• **The task**: Give back every line exactly as it appears, pictures excluded.
Start of Given information
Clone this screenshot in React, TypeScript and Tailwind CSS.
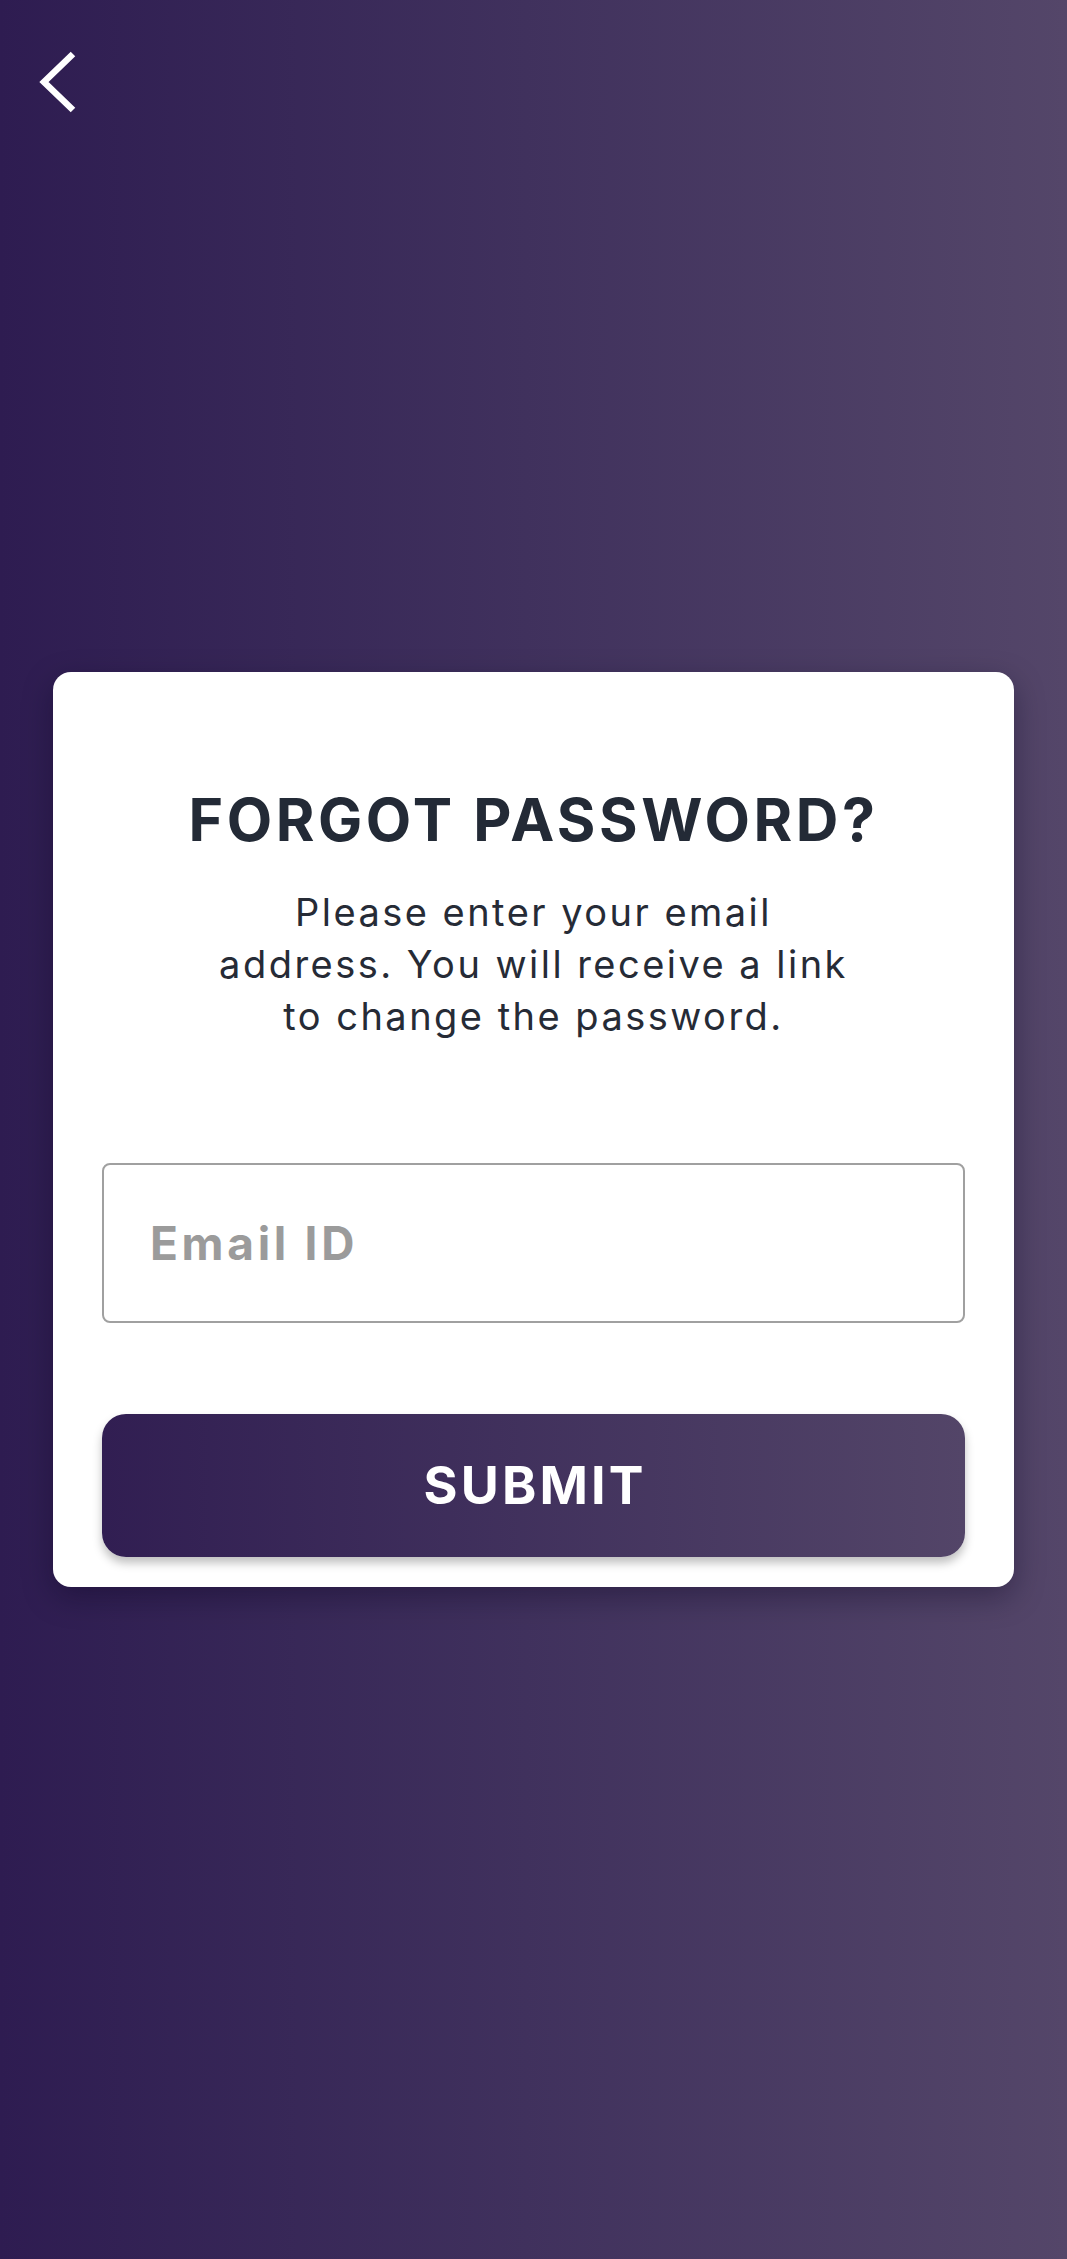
import { useState } from 'react';

function BackIcon() {
  return (
    <svg width="40" height="66" viewBox="0 0 40 66" fill="none">
      <polyline points="35,5 6,33 35,61" stroke="white" strokeWidth="6.5" strokeLinecap="butt" strokeLinejoin="miter" />
    </svg>
  );
}

export default function App() {
  const [email, setEmail] = useState('');

  return (
    <div className="relative flex min-h-screen w-full items-center justify-center bg-linear-to-r from-[#2e1c51] to-[#544669] px-[53px] font-['Inter',sans-serif]">
      <button className="absolute left-[38px] top-[49px]" aria-label="Back">
        <BackIcon />
      </button>

      <div className="flex w-full flex-col items-center rounded-[18px] bg-white px-[49px] pt-[113px] pb-[30px] shadow-[0_10px_30px_rgba(10,0,30,0.35)]">
        <h1 className="text-center text-[59px] font-bold leading-[70px] tracking-[0.06em] text-[#232a36]">
          FORGOT PASSWORD?
        </h1>
        <p className="mt-[31px] text-center text-[38px] leading-[52px] tracking-[0.065em] text-[#262b36]">
          Please enter your email
          <br />
          address. You will receive a link
          <br />
          to change the password.
        </p>

        <input
          value={email}
          onChange={(e) => setEmail(e.target.value)}
          placeholder="Email ID"
          className="mt-[121px] h-[160px] w-full rounded-[8px] border-2 border-[#a0a0a0] pl-[46px] text-[46px] font-bold tracking-[0.08em] text-[#333] outline-none placeholder:text-[#9b9b9b]"
        />

        <button className="mt-[91px] h-[143px] w-full rounded-[24px] bg-linear-to-r from-[#311e52] to-[#534568] pl-[0.06em] text-[52px] font-bold tracking-[0.06em] text-white shadow-[0_6px_10px_rgba(0,0,0,0.25)]">
          SUBMIT
        </button>
      </div>
    </div>
  );
}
End of Given information
• **Completed exercise**:
Clone this screenshot in React, TypeScript and Tailwind CSS.
import { useState } from 'react';

function BackIcon() {
  return (
    <svg width="40" height="66" viewBox="0 0 40 66" fill="none">
      <polyline points="35,5 6,33 35,61" stroke="white" strokeWidth="6.5" strokeLinecap="butt" strokeLinejoin="miter" />
    </svg>
  );
}

export default function App() {
  const [email, setEmail] = useState('');

  return (
    <div className="relative flex min-h-screen w-full items-center justify-center bg-linear-to-r from-[#2e1c51] to-[#544669] px-[53px] font-['Inter',sans-serif]">
      <button className="absolute left-[38px] top-[49px]" aria-label="Back">
        <BackIcon />
      </button>

      <div className="flex w-full flex-col items-center rounded-[18px] bg-white px-[49px] pt-[113px] pb-[30px] shadow-[0_10px_30px_rgba(10,0,30,0.35)]">
        <h1 className="text-center text-[59px] font-bold leading-[70px] tracking-[0.06em] text-[#232a36]">
          FORGOT PASSWORD?
        </h1>
        <p className="mt-[31px] text-center text-[38px] leading-[52px] tracking-[0.065em] text-[#262b36]">
          Please enter your email
          <br />
          address. You will receive a link
          <br />
          to change the password.
        </p>

        <input
          value={email}
          onChange={(e) => setEmail(e.target.value)}
          placeholder="Email ID"
          className="mt-[121px] h-[160px] w-full rounded-[8px] border-2 border-[#a0a0a0] pl-[46px] text-[46px] font-bold tracking-[0.08em] text-[#333] outline-none placeholder:text-[#9b9b9b]"
        />

        <button className="mt-[91px] h-[143px] w-full rounded-[24px] bg-linear-to-r from-[#311e52] to-[#534568] pl-[0.06em] text-[52px] font-bold tracking-[0.06em] text-white shadow-[0_6px_10px_rgba(0,0,0,0.25)]">
          SUBMIT
        </button>
      </div>
    </div>
  );
}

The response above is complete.